Spanish mackerel in Florida waters are thicker than tourists on the beaches these days, and the once-seasonal species has become pretty much a year-around target for anglers who enjoy the javelin-shaped speedsters. Thanks to years of careful management throughout the southeastern coastal waters, macks are one of the few species where the bag limit has been increased rather than decreased. That limit now stands at 15 per day in Florida, making the species one of the few good targets for supplying a neighborhood fish dinner.
Like their larger cousins the king mackerel, Spanish are what is known as “coastal pelagics” among biologists. That is, they are migratory and remain in open water for the most part, but are more likely to be found within sight of land in most areas. The migrations follow baitfish schools north in summer, and south in winter.

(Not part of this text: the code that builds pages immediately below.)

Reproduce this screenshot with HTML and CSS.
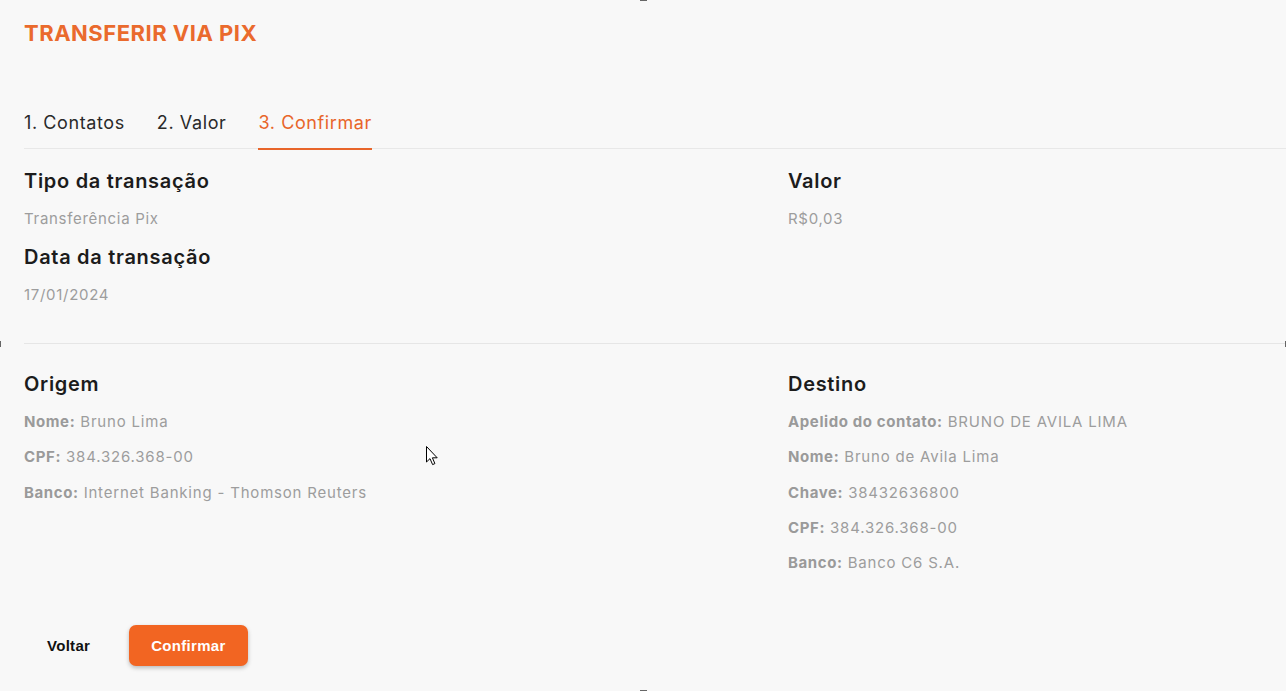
FILE: index.html
```html
<!DOCTYPE html>
<html lang="pt-BR">
<head>
<meta charset="utf-8">
<title>Transferir via Pix</title>
<link rel="stylesheet" href="styles.css">
</head>
<body>
<main class="page">
  <h1 class="title">TRANSFERIR VIA PIX</h1>
  <nav class="tabs">
    <span class="tab">1. Contatos</span>
    <span class="tab">2. Valor</span>
    <span class="tab active">3. Confirmar</span>
  </nav>

  <section class="grid summary">
    <div class="col">
      <h2 class="heading">Tipo da transação</h2>
      <p class="value">Transferência Pix</p>
      <h2 class="heading">Data da transação</h2>
      <p class="value">17/01/2024</p>
    </div>
    <div class="col">
      <h2 class="heading">Valor</h2>
      <p class="value">R$0,03</p>
    </div>
  </section>

  <section class="grid parties">
    <div class="col">
      <h2 class="heading">Origem</h2>
      <div class="rows">
        <p class="row"><b>Nome:</b> Bruno Lima</p>
        <p class="row"><b>CPF:</b> 384.326.368-00</p>
        <p class="row"><b>Banco:</b> Internet Banking - Thomson Reuters</p>
      </div>
    </div>
    <div class="col">
      <h2 class="heading">Destino</h2>
      <div class="rows">
        <p class="row"><b>Apelido do contato:</b> BRUNO DE AVILA LIMA</p>
        <p class="row"><b>Nome:</b> Bruno de Avila Lima</p>
        <p class="row"><b>Chave:</b> 38432636800</p>
        <p class="row"><b>CPF:</b> 384.326.368-00</p>
        <p class="row"><b>Banco:</b> Banco C6 S.A.</p>
      </div>
    </div>
  </section>

  <div class="actions">
    <button class="btn btn-text" type="button">Voltar</button>
    <button class="btn btn-primary" type="button">Confirmar</button>
  </div>
</main>
<svg class="cursor" width="13" height="20" viewBox="0 0 13 20" aria-hidden="true">
  <path d="M0.5 0.5 L0.5 16 L4 12.6 L6.6 18.6 L8.9 17.6 L6.4 11.8 L11.2 11.8 Z" fill="#fff" stroke="#000" stroke-width="1" stroke-linejoin="round"/>
</svg>
<span class="handle handle-top"></span>
<span class="handle handle-left"></span>
<span class="handle handle-right"></span>
<span class="handle handle-bottom"></span>
</body>
</html>
```

FILE: styles.css
```css
* { box-sizing: border-box; }

html, body {
  margin: 0;
  padding: 0;
  background: #f8f8f8;
  height: 100%;
  overflow: hidden;
}

body {
  font-family: Inter, "Open Sans", sans-serif;
  color: #222;
  position: relative;
}

.page {
  padding: 20px 0 0 24px;
}

.title {
  margin: 0;
  font-size: 22px;
  line-height: 26px;
  font-weight: 700;
  color: #ea6a2d;
  letter-spacing: 0.5px;
}

.tabs {
  display: flex;
  gap: 32px;
  margin-top: 65px;
  border-bottom: 1px solid #e8e8e8;
  height: 38px;
}

.tab {
  font-size: 18px;
  line-height: 24px;
  letter-spacing: 0.6px;
  color: #2a2a2a;
  padding-bottom: 13px;
  height: 39px;
}

.tab.active {
  color: #e8652a;
  border-bottom: 2px solid #e8652a;
}

.grid {
  display: grid;
  grid-template-columns: 764px 1fr;
}

.summary {
  padding-top: 20px;
  padding-bottom: 38px;
  border-bottom: 1px solid #e6e6e6;
}

.heading {
  margin: 0 0 16px;
  font-size: 20px;
  line-height: 24px;
  font-weight: 600;
  letter-spacing: 0.7px;
  color: #1c1c1c;
}

.value {
  margin: 0 0 16px;
  font-size: 15px;
  line-height: 20px;
  letter-spacing: 0.7px;
  color: #9d9d9d;
}

.value:last-child { margin-bottom: 0; }

.parties {
  padding-top: 28px;
}

.parties .heading { margin-bottom: 16px; }

.rows {
  display: flex;
  flex-direction: column;
  gap: 15.25px;
}

.row {
  margin: 0;
  font-size: 15px;
  line-height: 20px;
  letter-spacing: 0.8px;
  color: #9d9d9d;
}

.row b {
  font-weight: 700;
  color: #9a9a9a;
  letter-spacing: 0.6px;
}

.actions {
  display: flex;
  gap: 16px;
  margin-top: 52px;
}

.btn {
  font-family: "Liberation Sans", Arial, sans-serif;
  font-weight: 700;
  font-size: 15px;
  letter-spacing: 0.3px;
  height: 41px;
  padding: 0 23px;
  border: 0;
  border-radius: 7px;
  cursor: pointer;
}

.btn-text {
  background: transparent;
  color: #111;
}

.btn-primary {
  background: #f26522;
  color: #fff;
  padding: 0 22px;
  box-shadow: 0 2px 4px rgba(0, 0, 0, 0.25);
}

.cursor {
  position: absolute;
  left: 426px;
  top: 446px;
}

.handle {
  position: absolute;
  background: #666;
}

.handle-top { top: 0; left: 640px; width: 7px; height: 1px; }
.handle-bottom { bottom: 0; left: 640px; width: 7px; height: 1px; }
.handle-left { top: 341px; left: 0; width: 1px; height: 6px; }
.handle-right { top: 341px; right: 0; width: 1px; height: 6px; }
```
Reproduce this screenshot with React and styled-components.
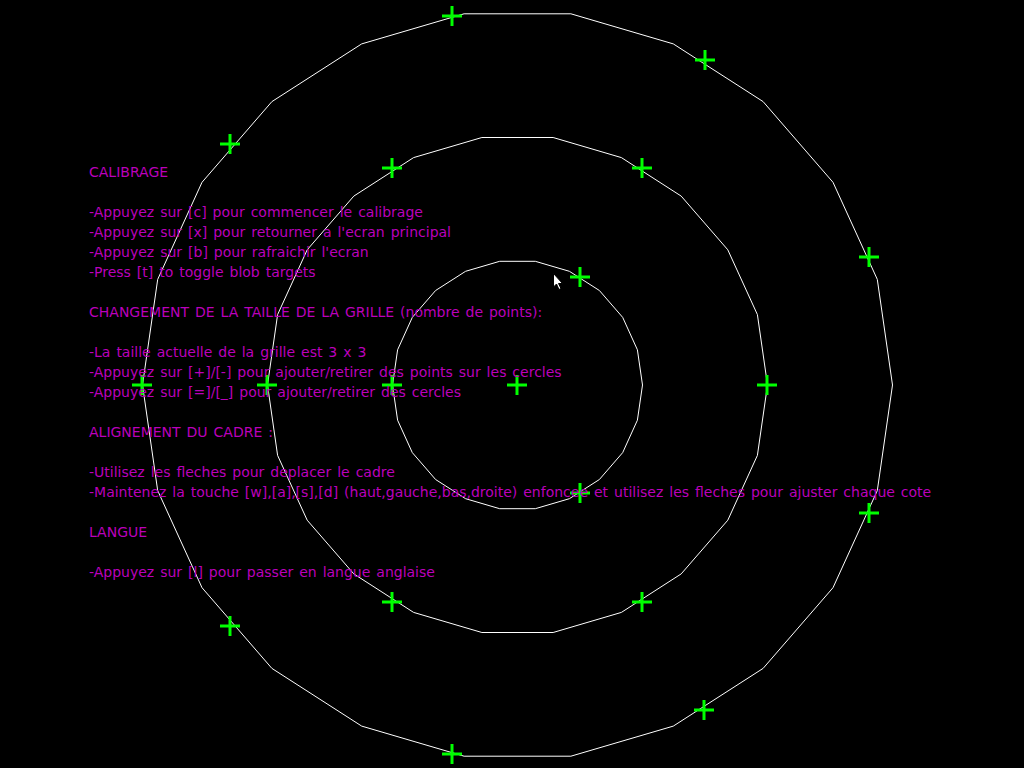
import React from 'react';
import styled, { createGlobalStyle } from 'styled-components';

const CX = 517.5;
const CY = 385;
const SIDES = 22;

const rings = [
  { r: 125, points: 3, start: 180 },
  { r: 250, points: 6, start: 180 },
  { r: 375, points: 9, start: 180 },
];

const lines = [
  'CALIBRAGE',
  '',
  '-Appuyez sur [c] pour commencer le calibrage',
  "-Appuyez sur [x] pour retourner a l'ecran principal",
  "-Appuyez sur [b] pour rafraichir l'ecran",
  '-Press [t] to toggle blob targets',
  '',
  'CHANGEMENT DE LA TAILLE DE LA GRILLE (nombre de points):',
  '',
  '-La taille actuelle de la grille est 3 x 3',
  '-Appuyez sur [+]/[-] pour ajouter/retirer des points sur les cercles',
  '-Appuyez sur [=]/[_] pour ajouter/retirer des cercles',
  '',
  'ALIGNEMENT DU CADRE :',
  '',
  '-Utilisez les fleches pour deplacer le cadre',
  '-Maintenez la touche [w],[a],[s],[d] (haut,gauche,bas,droite) enfoncee et utilisez les fleches pour ajuster chaque cote',
  '',
  'LANGUE',
  '',
  '-Appuyez sur [l] pour passer en langue anglaise',
];

const rad = (d) => (d * Math.PI) / 180;

const polygon = (r) => {
  const pts = [];
  for (let i = 0; i < SIDES; i++) {
    const a = rad((i * 360) / SIDES);
    pts.push(`${(CX + r * Math.cos(a)).toFixed(1)},${(CY + r * Math.sin(a)).toFixed(1)}`);
  }
  return pts.join(' ');
};

const Cross = ({ x, y }) => (
  <g stroke="#00ff00" strokeWidth="3">
    <line x1={x - 10} y1={y} x2={x + 10} y2={y} />
    <line x1={x} y1={y - 10} x2={x} y2={y + 10} />
  </g>
);

const GlobalStyle = createGlobalStyle`
  html, body {
    margin: 0;
    padding: 0;
    background: #000;
  }
`;

const Screen = styled.div`
  position: relative;
  width: 1024px;
  height: 768px;
  overflow: hidden;
  background: #000;
`;

const Canvas = styled.svg`
  position: absolute;
  left: 0;
  top: 0;
`;

const Help = styled.div`
  position: relative;
  padding: 162px 0 0 89px;
  font-family: 'DejaVu Sans', Verdana, sans-serif;
  font-size: 14px;
  line-height: 20px;
  color: #bb00bb;
  word-spacing: 1.5px;
  white-space: pre;
`;

const Line = styled.div`
  height: 20px;
`;

const App = () => {
  const crosses = [{ x: 517, y: CY }];
  rings.forEach(({ r, points, start }) => {
    for (let i = 0; i < points; i++) {
      const a = rad(start + (i * 360) / points);
      crosses.push({ x: Math.round(517 + r * Math.cos(a)), y: Math.round(CY + r * Math.sin(a)) });
    }
  });

  return (
    <Screen>
      <GlobalStyle />
      <Canvas width="1024" height="768" viewBox="0 0 1024 768">
        {rings.map(({ r }) => (
          <polygon key={r} points={polygon(r)} fill="none" stroke="#fff" strokeWidth="1" />
        ))}
        {crosses.map((c, i) => (
          <Cross key={i} x={c.x} y={c.y} />
        ))}
      </Canvas>
      <Help>
        {lines.map((t, i) => (
          <Line key={i}>{t}</Line>
        ))}
      </Help>
      <Canvas width="1024" height="768" viewBox="0 0 1024 768">
        <path
          d="M553.5 273.5 L553.5 287 L556.5 284 L559 289.5 L561 288.5 L558.5 283.5 L562.5 283.5 Z"
          fill="#fff"
          stroke="#000"
          strokeWidth="1"
        />
      </Canvas>
    </Screen>
  );
};

export default App;
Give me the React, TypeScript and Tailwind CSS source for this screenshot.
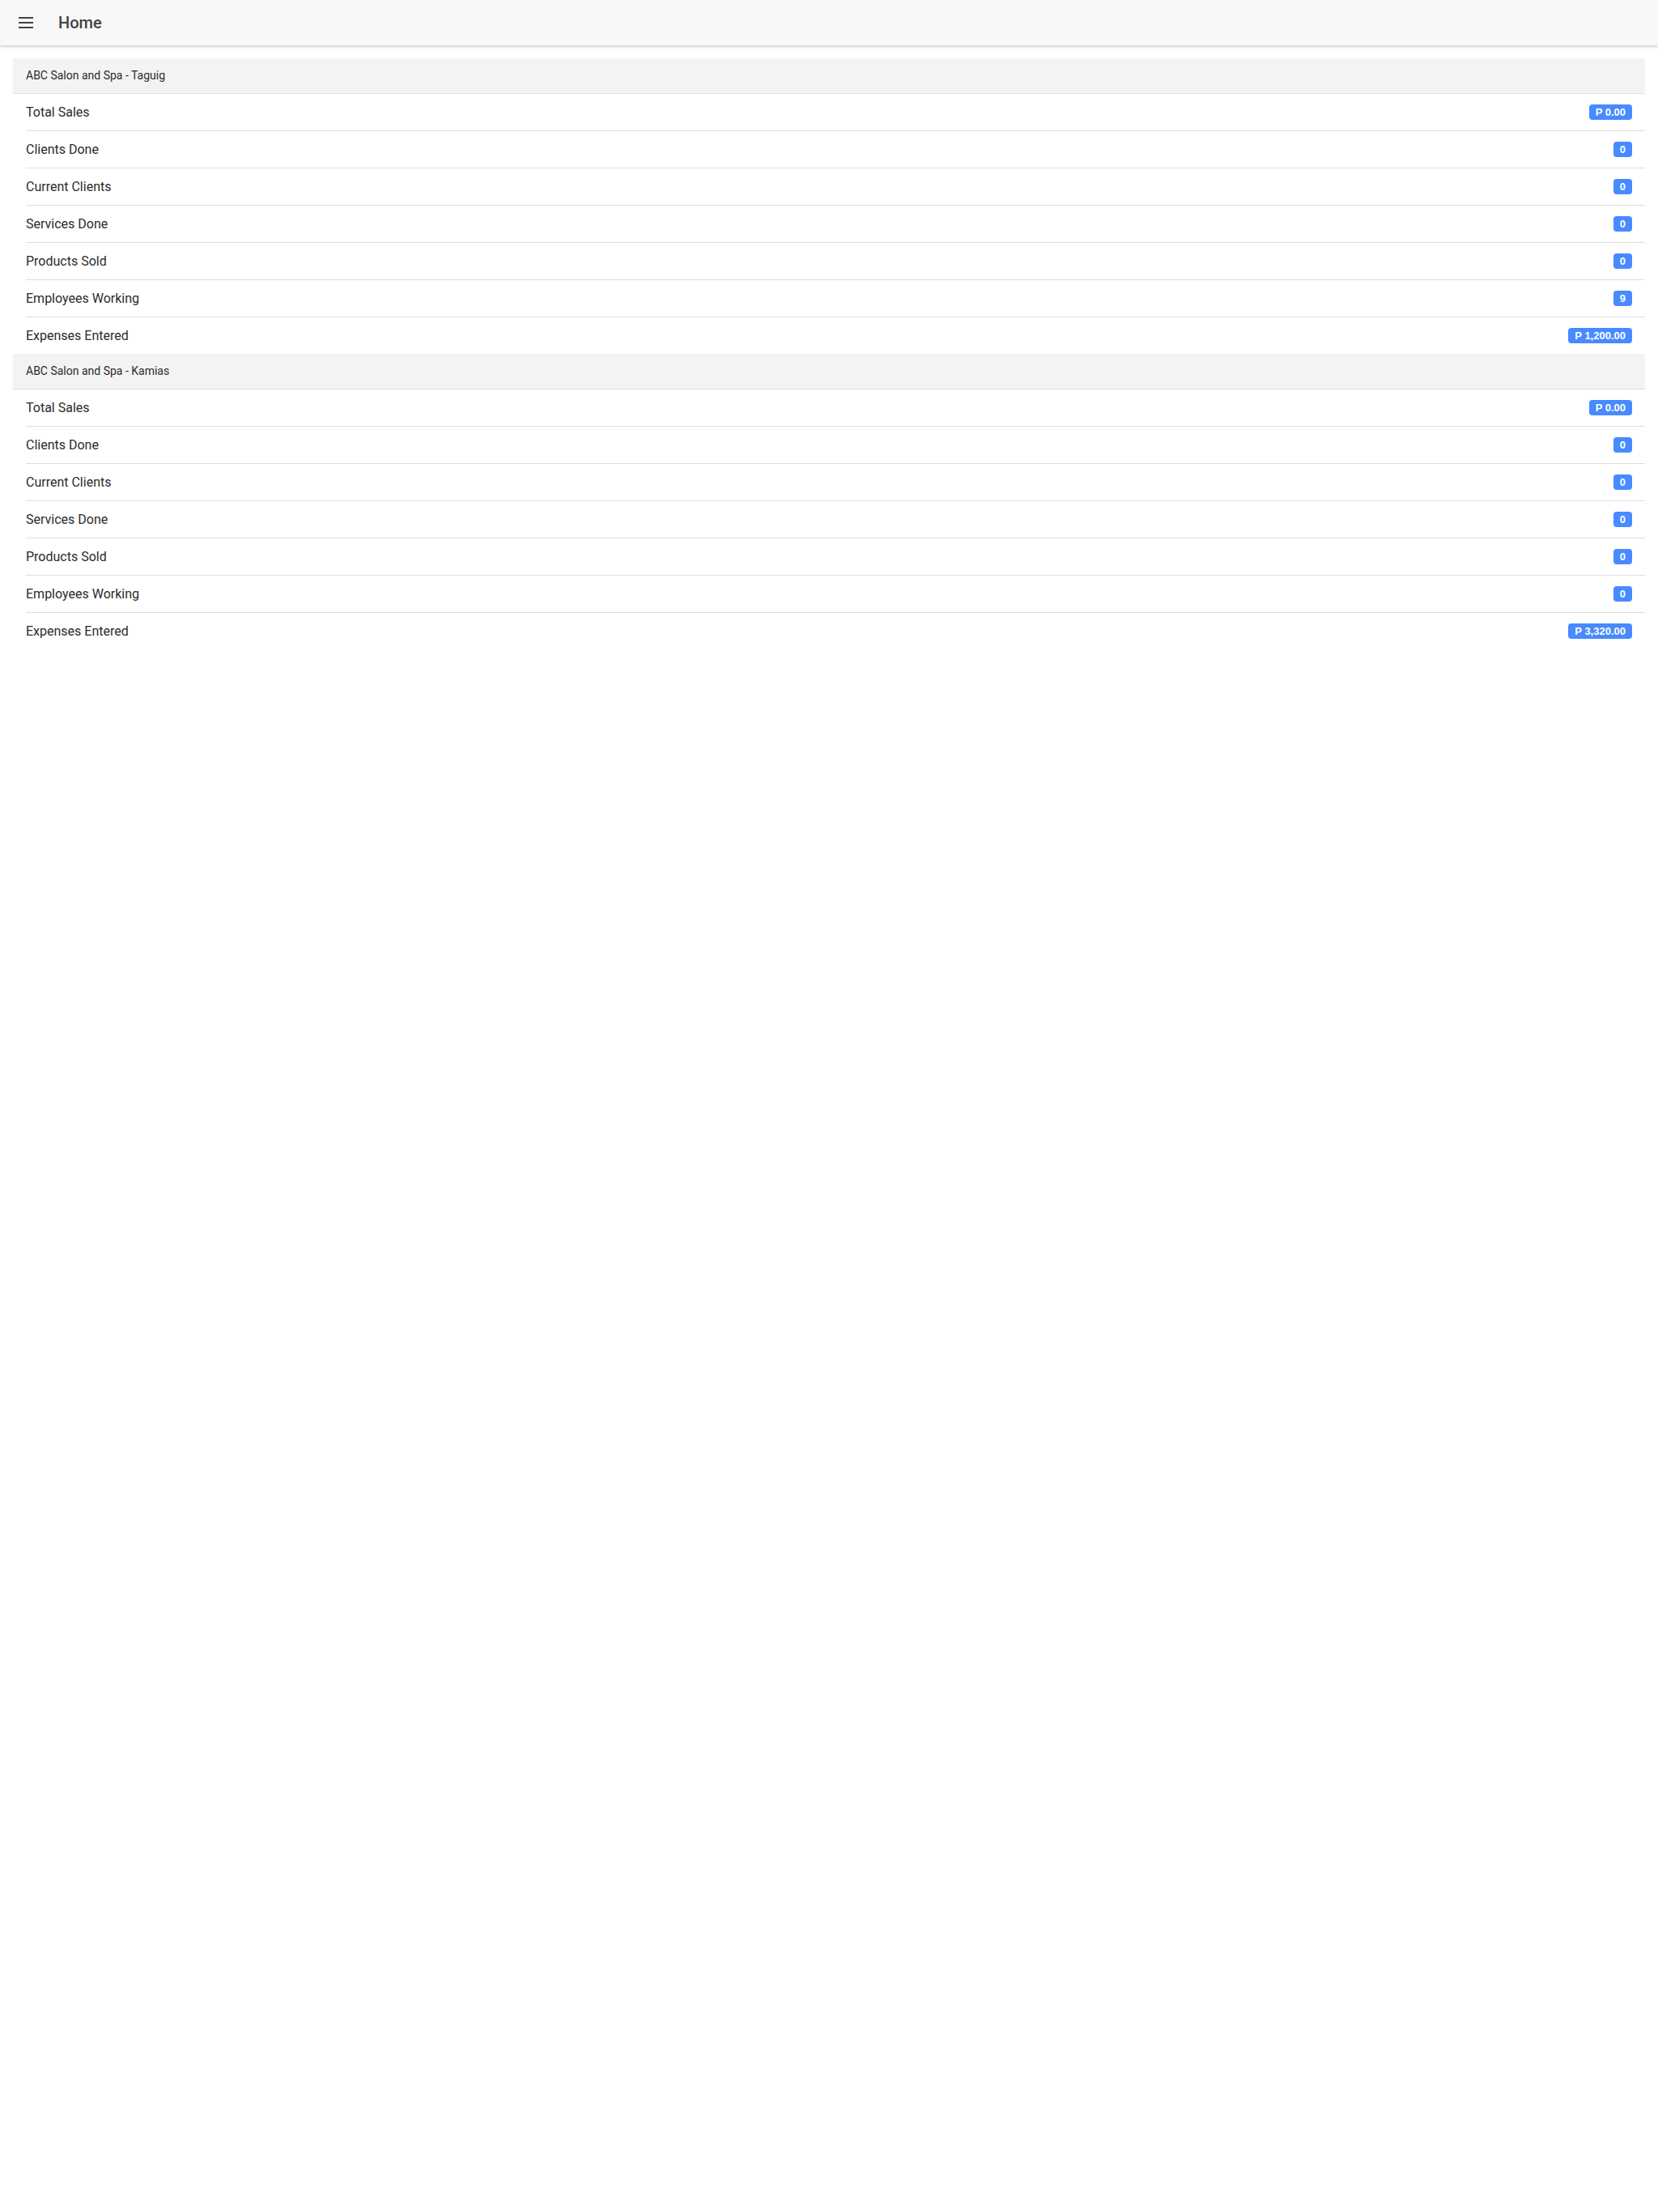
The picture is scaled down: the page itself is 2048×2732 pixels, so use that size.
import React from "react";

type Row = { label: string; value: string };

const sections: { title: string; rows: Row[] }[] = [
  {
    title: "ABC Salon and Spa - Taguig",
    rows: [
      { label: "Total Sales", value: "P 0.00" },
      { label: "Clients Done", value: "0" },
      { label: "Current Clients", value: "0" },
      { label: "Services Done", value: "0" },
      { label: "Products Sold", value: "0" },
      { label: "Employees Working", value: "9" },
      { label: "Expenses Entered", value: "P 1,200.00" },
    ],
  },
  {
    title: "ABC Salon and Spa - Kamias",
    rows: [
      { label: "Total Sales", value: "P 0.00" },
      { label: "Clients Done", value: "0" },
      { label: "Current Clients", value: "0" },
      { label: "Services Done", value: "0" },
      { label: "Products Sold", value: "0" },
      { label: "Employees Working", value: "0" },
      { label: "Expenses Entered", value: "P 3,320.00" },
    ],
  },
];

export default function App() {
  return (
    <div className="min-h-[2732px] bg-white font-['Roboto','Noto_Sans',sans-serif]">
      <header className="relative z-10 flex h-[56px] items-center bg-[#f8f8f8] shadow-[0_2px_3px_rgba(0,0,0,0.18)]">
        <div className="flex w-[72px] items-center pl-[23px]">
          <svg width="18" height="14" viewBox="0 0 18 14">
            <rect x="0" y="0" width="18" height="2" fill="#424242" />
            <rect x="0" y="6" width="18" height="2" fill="#424242" />
            <rect x="0" y="12" width="18" height="2" fill="#424242" />
          </svg>
        </div>
        <h1 className="text-[20px] font-medium text-[#424242]">Home</h1>
      </header>
      <main className="px-4 pt-4">
        {sections.map((s) => (
          <section key={s.title}>
            <div className="flex h-[44px] items-center border-b border-[#dedede] bg-[#f3f3f3] pl-4 text-[14px] text-[#2b2b2b]">
              {s.title}
            </div>
            {s.rows.map((r, i) => (
              <div key={r.label} className="pl-4">
                <div
                  className={
                    i < s.rows.length - 1
                      ? "flex h-[46px] items-center justify-between border-b border-[#dedede] pr-4"
                      : "flex h-[45px] items-center justify-between pr-4"
                  }
                >
                  <span className="text-[16px] text-[#2b2b2b]">{r.label}</span>
                  <span className="rounded-[4px] bg-[#488aff] px-[8px] py-[3px] font-['Liberation_Sans',Arial,sans-serif] text-[13px] font-bold leading-[13px] text-white">
                    {r.value}
                  </span>
                </div>
              </div>
            ))}
          </section>
        ))}
      </main>
    </div>
  );
}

There are at least two strains of Spanish mackerel, which biologists define by their migration pattern.
Gulf-group Spanish, as designated by federal and state fishery managers, spend their summers in the northern Gulf of Mexico between the Florida Panhandle and Texas. Around early October as water temperature drops below 68 degrees, most of the eastern Gulf group heads east and south, passing Cedar Key by the 15th to the 20th, and into the Tampa Bay area by the first of November. The western gulf group migrates west and south along the Texas coast and into Mexican waters.
Most of the migration has found its way to the Florida Keys and up the Atlantic Coast as far as Palm Beach in the warm waters of the Gulf Stream by the first of January, where they remain until early March.
Warming water keys a baitfish migration, and the macks go with them. By mid-March, lots of fish are again passing through the waters off Tampa Bay, and the main push winds up back in the northern gulf by mid-April.
Atlantic-group Spanish have a similar seasonal movement, summering as far north as Cape Cod, Massachusetts, starting south in late September after spawning, starting to arrive in South Florida about mid-October in most years. The majority mass just offshore from Cape Canaveral to Palm Beach Inlet for the winter.
The two groups intermingle off South Florida, but separate out into their respective clans as warm weather approaches for the spring migrations.
While this pattern is still generally true, there’s evidence that the warmer average temperatures seen over the last 15 years or so appear to be delaying the southward movement of the main schools of fish. Whether you believe in “man-made global warming” or not, there’s no question that sea water has been warmer longer in recent years, despite the occasional devastating cold blast like the one in 2010 that killed tens of thousands of snook and other sensitive species in Florida.
These days, it’s not uncommon for lots of macks to remain off the Tampa and St. Petersburg Beach area throughout the winter, and anglers as far north as Jacksonville are enjoying good winter mackerel fishing when the cold fronts stay away.
Not only that, but mackerel have increased in size as well as number. Twenty years ago, a 5-pound Spanish was a rarity. Today tons of fish reach that size and larger. It takes a 7-pounder to turn any heads, and a 7-pound Spanish is every bit a match for a king mackerel of similar size. Spanish hit like a freight train and make long, reel-smoking runs at incredible speeds.
Biologists say mackerel reach spawning age at 1 year and about 14 inches long. Then the fish put on around a pound a year, maxing out at around 10 pounds at 10 years old. The life span for females is around 11 years. Males live about 6 years and reach a maximum of 6 pounds. The current International Game Fish Association all-tackle record is 13 pounds.
There are so many Spanish on the Atlantic Coast between Fort Pierce and Palm Beach that commercial cast-netters are able to catch them by the tons. They spot the massed schools on their depthfinders and toss heavily weighted nets over them.
Fortunately, this labor-intensive harvest method seems not to hurt the populations in the way that the big roller nets of the past did. Excessive commercial harvest by roller-rig nets, coupled with hundred-fish-a-day catches by recreational anglers were the primary reasons both Spanish and kings were in trouble in the 1970s. Spanish took about 25 years to recover. Kings have not recovered yet to anywhere near former abundance, though numbers are far better than they were.
Another interesting part of the Spanish recovery is how the fish tend to spread out when there’s a flourishing population. It’s not uncommon these days for Spanish to show up far up inside major coastal estuaries like Tampa Bay and Charlotte Harbor. In the past they were found mostly along the beaches.
The fish now hang around almost all winter long in passes from Holmes Beach south to Naples feeding on “glass minnows.” Those are the tiny bay anchovies- that often form big schools on the near-shore artificial reefs and wrecks, around the Sunshine Skyway Bridge, and on nearly every channel marker on any major shipping lane into a west coast port.
On the Atlantic Coast, anywhere from Canaveral Inlet south is loaded all winter. Sebastian, Fort Pierce, St. Lucie, Jupiter and West Palm inlets are particularly rich fishing areas, with macks both around the jetties and within a 1/2 mile of the beaches between. To find the fish just look for the fleet of mixed cast-netters and recreational boaters and join in. It’s an automatic limit of fish.